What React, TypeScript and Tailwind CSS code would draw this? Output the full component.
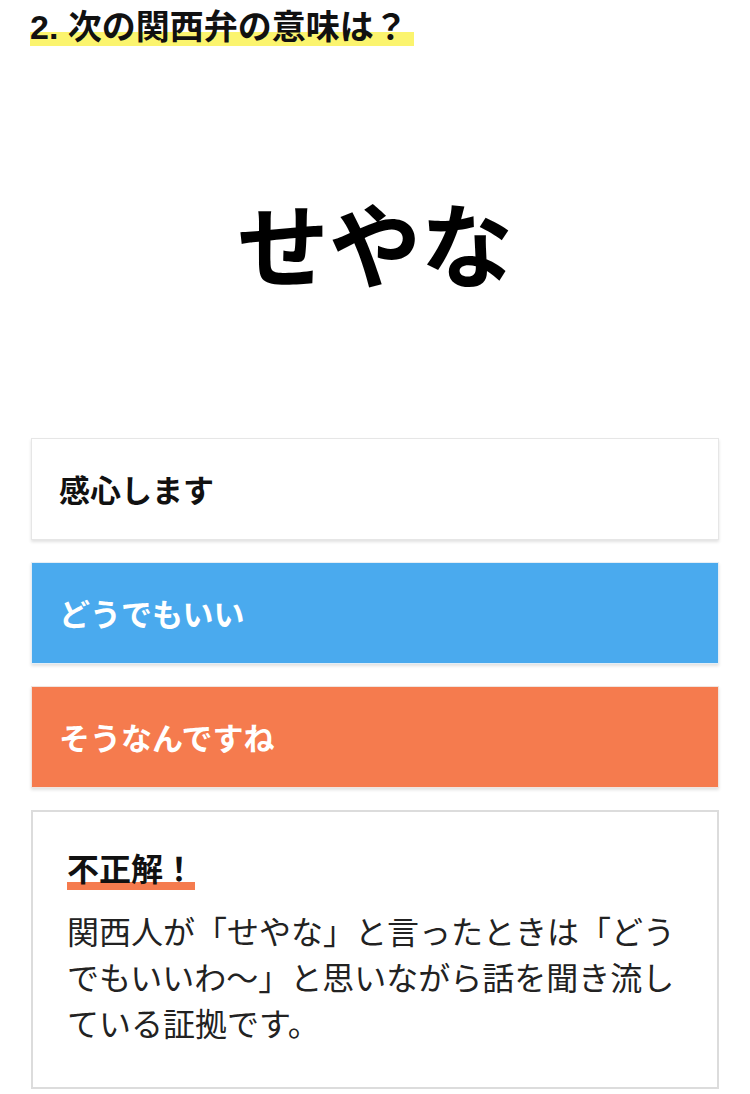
const font = {
  fontFamily: '"Noto Sans CJK JP", "Noto Sans", sans-serif',
};

const headingFont = {
  fontFamily: '"Liberation Sans", "Noto Sans CJK JP", sans-serif',
};

const choices = [
  { label: '感心します', tone: 'bg-white text-[#111] border-[#e6e6e6]' },
  { label: 'どうでもいい', tone: 'bg-[#4aaaee] text-white border-[#e4eef6]' },
  { label: 'そうなんですね', tone: 'bg-[#f57b4e] text-white border-[#f0e4df]' },
];

export default function App() {
  return (
    <div className="w-[750px] min-h-[1094px] bg-white px-[31px]" style={font}>
      {/* question title with marker highlight */}
      <h2 className="pt-[4px] text-[34px] leading-[46px] font-bold text-[#111] -ml-px" style={headingFont}>
        <span className="bg-[linear-gradient(transparent_64%,#fbf46e_64%)] pr-[6px]">
          2. 次の関西弁の意味は？
        </span>
      </h2>

      <div className="mt-[145px] text-center text-[92px] leading-[92px] font-bold text-black">
        せやな
      </div>

      <div className="mt-[151px] flex flex-col gap-[22px]">
        {choices.map((c) => (
          <div
            key={c.label}
            className={`h-[102px] flex items-center pl-[27px] border text-[31px] font-bold shadow-[0_2px_3px_rgba(0,0,0,0.12)] ${c.tone}`}
          >
            {c.label}
          </div>
        ))}

        <div className="h-[279px] border-2 border-[#dcdcdc] pl-[34px] pr-[30px] pt-[33px]">
          <div className="text-[32px] leading-[44px] font-bold text-[#111]">
            <span className="bg-[linear-gradient(transparent_82%,#f57b4e_82%)]">不正解！</span>
          </div>
          <p className="mt-[18px] text-[32px] leading-[46px] text-[#222]">
            関西人が「せやな」と言ったときは「どうでもいいわ〜」と思いながら話を聞き流している証拠です。
          </p>
        </div>
      </div>
    </div>
  );
}
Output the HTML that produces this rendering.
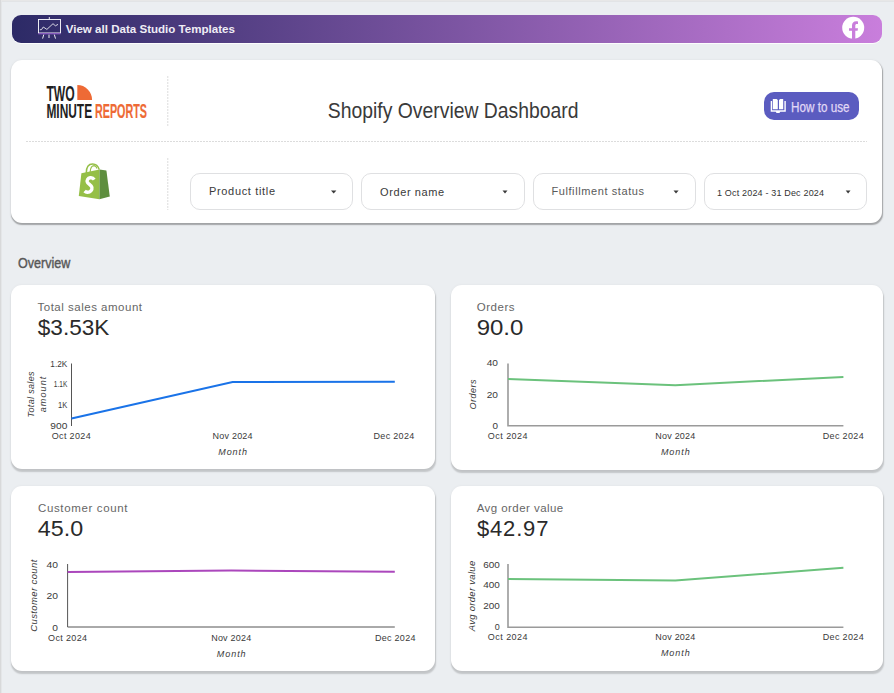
<!DOCTYPE html>
<html><head><meta charset="utf-8">
<style>
html,body{margin:0;padding:0;}
body{width:894px;height:693px;overflow:hidden;position:relative;background:#ebeef1;font-family:"Liberation Sans",sans-serif;}
.abs{position:absolute;}
#topb{left:0;top:0;width:894px;height:1px;background:#e7e7e7;}
#topb2{left:0;top:1px;width:894px;height:1px;background:#e2e4e6;}
#leftb{left:0;top:0;width:1px;height:693px;background:#d8d9da;}
#leftb2{left:1px;top:1px;width:1px;height:692px;background:#e4e6e8;}
#banner{left:12px;top:15px;width:869.5px;height:28px;border-radius:9px;box-shadow:0 1px 0 rgba(255,255,255,0.85);background:linear-gradient(90deg,#2c2a66 0%,#c97edc 100%);}
.card{position:absolute;background:#fff;border-radius:11px;box-shadow:0.6px 2.6px 1.4px rgba(0,0,0,0.17),0 0 3px rgba(0,0,0,0.05);}
#hdr{left:11px;top:59.6px;width:871px;height:163.7px;box-shadow:0.6px 1.3px 1.2px rgba(0,0,0,0.3),0 0 3px rgba(0,0,0,0.05);}
.flt{position:absolute;top:173px;height:35.2px;border:1px solid #dfe0e2;border-radius:10px;background:#fff;}
#btn{left:764px;top:92px;width:95px;height:28px;border-radius:10px;background:#5b5cc0;}
svg text{font-family:"Liberation Sans",sans-serif;}
</style></head>
<body>
<div class="abs" id="topb"></div><div class="abs" id="topb2"></div>
<div class="abs" id="leftb"></div><div class="abs" id="leftb2"></div>
<div class="abs" id="banner"></div>

<div class="card" id="hdr"></div>
<div class="flt" style="left:190.2px;width:161.3px;"></div>
<div class="flt" style="left:361.2px;width:161.4px;"></div>
<div class="flt" style="left:532.8px;width:160.9px;"></div>
<div class="flt" style="left:704.3px;width:161px;"></div>
<div class="abs" id="btn"></div>

<div class="card" style="left:11.3px;top:284.7px;width:424px;height:184.3px;"></div>
<div class="card" style="left:450.8px;top:285.4px;width:432.4px;height:184.2px;"></div>
<div class="card" style="left:11.3px;top:486.1px;width:424px;height:184.7px;"></div>
<div class="card" style="left:450.6px;top:486.4px;width:432.6px;height:185px;"></div>

<svg class="abs" style="left:0;top:0" width="894" height="693" viewBox="0 0 894 693">
  <!-- banner icon -->
  <g fill="none" stroke="#fff" stroke-width="0.9">
    <rect x="38.5" y="19.5" width="22" height="13.5"/>
    <line x1="49.3" y1="17" x2="49.3" y2="19.5"/>
    <polyline points="39.9,29.8 41.5,29.6 43.3,27 46.9,29.4 53,23.7 55.4,25.8 58,24.4" stroke-width="0.8"/>
    <line x1="43.8" y1="34.5" x2="42.6" y2="38.6"/>
    <line x1="49" y1="34.5" x2="49" y2="38"/>
    <line x1="54.3" y1="34.5" x2="55.5" y2="38.6"/>
  </g>
  <rect x="38.3" y="33" width="22.3" height="1.3" fill="#8a5ec0"/>
  <text x="65.7" y="33" font-size="10.4" font-weight="bold" fill="#efedf5" textLength="169.3" lengthAdjust="spacingAndGlyphs">View all Data Studio Templates</text>
  <!-- facebook -->
  <circle cx="853.2" cy="27.8" r="11" fill="#fff"/>
  <path d="M852 39.5 V30.8 H849 V28.2 H852 V25.6 C852 22.9 853.6 21.2 856.1 21.2 C856.9 21.2 857.5 21.3 858 21.4 V23.9 H856.9 C855.7 23.9 855.3 24.5 855.3 25.4 V28.2 H858 L857.6 30.8 H855.3 V39.5 Z" fill="#c97edc"/>

  <!-- logo -->
  <g font-weight="bold" fill="#1f1f1f">
    <text x="46.4" y="100.6" font-size="21.6" textLength="28.3" lengthAdjust="spacingAndGlyphs">TWO</text>
    <text x="46.4" y="118" font-size="20.5" textLength="45.7" lengthAdjust="spacingAndGlyphs">MINUTE</text>
    <text x="95" y="118" font-size="20.5" fill="#ee6a35" stroke="#ee6a35" stroke-width="0.2" textLength="52" lengthAdjust="spacingAndGlyphs">REPORTS</text>
  </g>
  <path d="M77.3 100 V85.1 A14.8 14.9 0 0 1 92.1 100 Z" fill="#ee6a35"/>
  <!-- dotted lines -->
  <g stroke="#dcdcdc" stroke-width="1" stroke-dasharray="2 1">
    <line x1="167.8" y1="76" x2="167.8" y2="127"/>
    <line x1="167.8" y1="158" x2="167.8" y2="210"/>
    <line x1="26" y1="141.5" x2="867" y2="141.5"/>
  </g>
  <!-- shopify bag -->
  <g>
    <path d="M86.3 173 C86.3 167 89 164 92.6 164 C96 164 98.3 166.5 99.2 169.5" fill="none" stroke="#95bf47" stroke-width="1.5"/>
    <path d="M90.2 172 C90.4 168 91.8 165.6 94.2 165.6 C95.6 165.8 96.5 167 97 168.5" fill="none" stroke="#95bf47" stroke-width="1.1"/>
    <path d="M81.4 173.2 L99.5 169.6 L99.4 199.2 L78.8 196 Z" fill="#95bf47"/>
    <path d="M99.5 169.6 L106.4 170.6 L109.8 196.4 L99.4 199.2 Z" fill="#5e8e3e"/>
    <path d="M94.2 179.6 C93.2 178 91.6 177.6 90.2 177.8 C87.8 178.2 86.7 180.4 87.4 182.2 C88.3 184.2 91.4 185 91.9 187.4 C92.4 190 90.2 192.4 87.4 192.3 C86.3 192.2 85.3 191.7 84.6 191" fill="none" stroke="#fff" stroke-width="3.4" stroke-linecap="butt"/>
  </g>
  <!-- title -->
  <text x="327.8" y="118.2" font-size="22" fill="#3a3a3a" textLength="250.8" lengthAdjust="spacingAndGlyphs">Shopify Overview Dashboard</text>
  <!-- how to use -->
  <g fill="#fff">
    <path d="M772.8 99 H776.6 L777.8 100 V109.2 H772.8 Z"/>
    <path d="M779 100 L780.2 99 H783.2 V109.2 H779 Z"/>
    <path d="M770.7 101 H772.1 V110.3 H784.4 V101 H785.8 V111.8 H780.3 L779.4 112.9 H776.6 L775.7 111.8 H770.7 Z"/>
  </g>
  <text x="791" y="112.1" font-size="14.6" fill="#e0d8f6" stroke="#e0d8f6" stroke-width="0.25" textLength="58.6" lengthAdjust="spacingAndGlyphs">How to use</text>

  <!-- filter texts -->
  <text x="209" y="195.2" font-size="11" fill="#3a3a3a" textLength="66" lengthAdjust="spacing">Product title</text>
  <text x="380.1" y="195.9" font-size="11" fill="#3a3a3a" textLength="64" lengthAdjust="spacing">Order name</text>
  <text x="551.4" y="195" font-size="11" fill="#5a5a5a" textLength="92.6" lengthAdjust="spacing">Fulfillment status</text>
  <text x="717" y="195.8" font-size="9" fill="#333" textLength="107" lengthAdjust="spacing">1 Oct 2024 - 31 Dec 2024</text>
  <g fill="#3a3a3a">
    <path d="M331 190.5 H336.4 L333.7 193.5 Z"/>
    <path d="M502.5 190.5 H507.5 L505 193.5 Z"/>
    <path d="M673.5 190.5 H678.6 L676 193.5 Z"/>
    <path d="M845.7 190.5 H850.5 L848.1 193.5 Z"/>
  </g>

  <!-- Overview -->
  <text x="18" y="267.8" font-size="15.5" fill="#585858" stroke="#585858" stroke-width="0.45" textLength="52.3" lengthAdjust="spacingAndGlyphs">Overview</text>

  <!-- card texts -->
  <g fill="#666">
    <text x="37.5" y="310.7" font-size="11.5" textLength="104.5" lengthAdjust="spacing">Total sales amount</text>
    <text x="476.7" y="311" font-size="11.5" textLength="37.8" lengthAdjust="spacing">Orders</text>
    <text x="38" y="512.1" font-size="11.5" textLength="89.5" lengthAdjust="spacing">Customer count</text>
    <text x="476.7" y="511.8" font-size="11.5" textLength="86.5" lengthAdjust="spacing">Avg order value</text>
  </g>
  <g fill="#2a2a2a">
    <text x="37.8" y="335.3" font-size="22" textLength="71.5" lengthAdjust="spacingAndGlyphs">$3.53K</text>
    <text x="476.7" y="335" font-size="22" textLength="46.7" lengthAdjust="spacingAndGlyphs">90.0</text>
    <text x="37.8" y="536.3" font-size="22" textLength="45.3" lengthAdjust="spacingAndGlyphs">45.0</text>
    <text x="477" y="536" font-size="22" textLength="71.4" lengthAdjust="spacing">$42.97</text>
  </g>

  <!-- chart 1 -->
  <line x1="71.5" y1="363.5" x2="71.5" y2="426" stroke="#555" stroke-width="1"/>
  <polyline points="71.5,418.5 232.6,382 394.8,381.7" fill="none" stroke="#1a73e8" stroke-width="2"/>
  <g fill="#3a3a3a" font-size="8.5" text-anchor="end">
    <text x="67.3" y="367.4" textLength="17" lengthAdjust="spacingAndGlyphs">1.2K</text>
    <text x="67.3" y="387.4" textLength="13.5" lengthAdjust="spacingAndGlyphs">1.1K</text>
    <text x="67.3" y="408" textLength="9.3" lengthAdjust="spacingAndGlyphs">1K</text>
    <text x="67.3" y="429.2" textLength="17" lengthAdjust="spacingAndGlyphs">900</text>
  </g>
  <g fill="#3a3a3a" font-size="9" text-anchor="middle">
    <text x="71.2" y="439" textLength="38.9" lengthAdjust="spacing">Oct 2024</text>
    <text x="232.6" y="439" textLength="40" lengthAdjust="spacing">Nov 2024</text>
    <text x="393.9" y="439" textLength="40.8" lengthAdjust="spacing">Dec 2024</text>
  </g>
  <text x="232.6" y="455" font-size="9" font-style="italic" fill="#3a3a3a" text-anchor="middle" textLength="28.8" lengthAdjust="spacing">Month</text>
  <g fill="#3a3a3a" font-size="9" font-style="italic" text-anchor="middle">
    <text transform="translate(34.0,394.5) rotate(-90)" textLength="46" lengthAdjust="spacing">Total sales</text>
    <text transform="translate(45.9,394.5) rotate(-90)" textLength="35.7" lengthAdjust="spacing">amount</text>
  </g>

  <!-- chart 2 -->
  <path d="M508 363.5 V425.7 H843.4" fill="none" stroke="#9a9a9a" stroke-width="1.6"/>
  <polyline points="508,378.9 675.3,385.2 843.4,377" fill="none" stroke="#6bc27c" stroke-width="2"/>
  <g fill="#3a3a3a" font-size="8.5" text-anchor="end">
    <text x="498" y="366.3" textLength="11.3" lengthAdjust="spacingAndGlyphs">40</text>
    <text x="498" y="397.6" textLength="11.3" lengthAdjust="spacingAndGlyphs">20</text>
    <text x="498" y="429.2" textLength="5.5" lengthAdjust="spacingAndGlyphs">0</text>
  </g>
  <g fill="#3a3a3a" font-size="9" text-anchor="middle">
    <text x="507.7" y="439.2" textLength="39.7" lengthAdjust="spacing">Oct 2024</text>
    <text x="675.3" y="439.2" textLength="40" lengthAdjust="spacing">Nov 2024</text>
    <text x="843.2" y="439.2" textLength="41" lengthAdjust="spacing">Dec 2024</text>
  </g>
  <text x="675.3" y="455" font-size="9" font-style="italic" fill="#3a3a3a" text-anchor="middle" textLength="28.8" lengthAdjust="spacing">Month</text>
  <text transform="translate(476,394.5) rotate(-90)" font-size="9" font-style="italic" fill="#3a3a3a" text-anchor="middle" textLength="30" lengthAdjust="spacing">Orders</text>

  <!-- chart 3 -->
  <path d="M67.6 564 V627 H394.8" fill="none" stroke="#555" stroke-width="1"/>
  <polyline points="67.6,572 231.2,570.5 394.8,571.8" fill="none" stroke="#ab47bc" stroke-width="2"/>
  <g fill="#3a3a3a" font-size="8.5" text-anchor="end">
    <text x="58" y="568.2" textLength="11.5" lengthAdjust="spacingAndGlyphs">40</text>
    <text x="58" y="599" textLength="11.5" lengthAdjust="spacingAndGlyphs">20</text>
    <text x="58" y="630.5" textLength="5.7" lengthAdjust="spacingAndGlyphs">0</text>
  </g>
  <g fill="#3a3a3a" font-size="9" text-anchor="middle">
    <text x="67.6" y="641" textLength="39" lengthAdjust="spacing">Oct 2024</text>
    <text x="231.2" y="641" textLength="40" lengthAdjust="spacing">Nov 2024</text>
    <text x="395.2" y="641" textLength="40.5" lengthAdjust="spacing">Dec 2024</text>
  </g>
  <text x="231.2" y="657" font-size="9" font-style="italic" fill="#3a3a3a" text-anchor="middle" textLength="28.8" lengthAdjust="spacing">Month</text>
  <text transform="translate(36.5,595.7) rotate(-90)" font-size="9.5" font-style="italic" fill="#3a3a3a" text-anchor="middle" textLength="72" lengthAdjust="spacing">Customer count</text>

  <!-- chart 4 -->
  <path d="M508 564 V627.3 H843.4" fill="none" stroke="#9a9a9a" stroke-width="1.6"/>
  <polyline points="508,579 675.3,580.5 843.4,567.7" fill="none" stroke="#6bc27c" stroke-width="2"/>
  <g fill="#3a3a3a" font-size="8.5" text-anchor="end">
    <text x="499.8" y="567.5" textLength="16.6" lengthAdjust="spacingAndGlyphs">600</text>
    <text x="499.8" y="588.2" textLength="16.6" lengthAdjust="spacingAndGlyphs">400</text>
    <text x="499.8" y="609.3" textLength="16.6" lengthAdjust="spacingAndGlyphs">200</text>
    <text x="499.8" y="630.3" textLength="5" lengthAdjust="spacingAndGlyphs">0</text>
  </g>
  <g fill="#3a3a3a" font-size="9" text-anchor="middle">
    <text x="507.7" y="640.2" textLength="39.7" lengthAdjust="spacing">Oct 2024</text>
    <text x="675.3" y="640.2" textLength="40" lengthAdjust="spacing">Nov 2024</text>
    <text x="843.2" y="640.2" textLength="41" lengthAdjust="spacing">Dec 2024</text>
  </g>
  <text x="675.3" y="656" font-size="9" font-style="italic" fill="#3a3a3a" text-anchor="middle" textLength="28.8" lengthAdjust="spacing">Month</text>
  <text transform="translate(474.5,596) rotate(-90)" font-size="9.5" font-style="italic" fill="#3a3a3a" text-anchor="middle" textLength="70.5" lengthAdjust="spacing">Avg order value</text>
</svg>
</body></html>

Task description:
Gather all lines where the word "Output" appears.

The reply:
What React, TypeScript and Tailwind CSS code would draw this? Output the full component.
Output the HTML that produces this rendering.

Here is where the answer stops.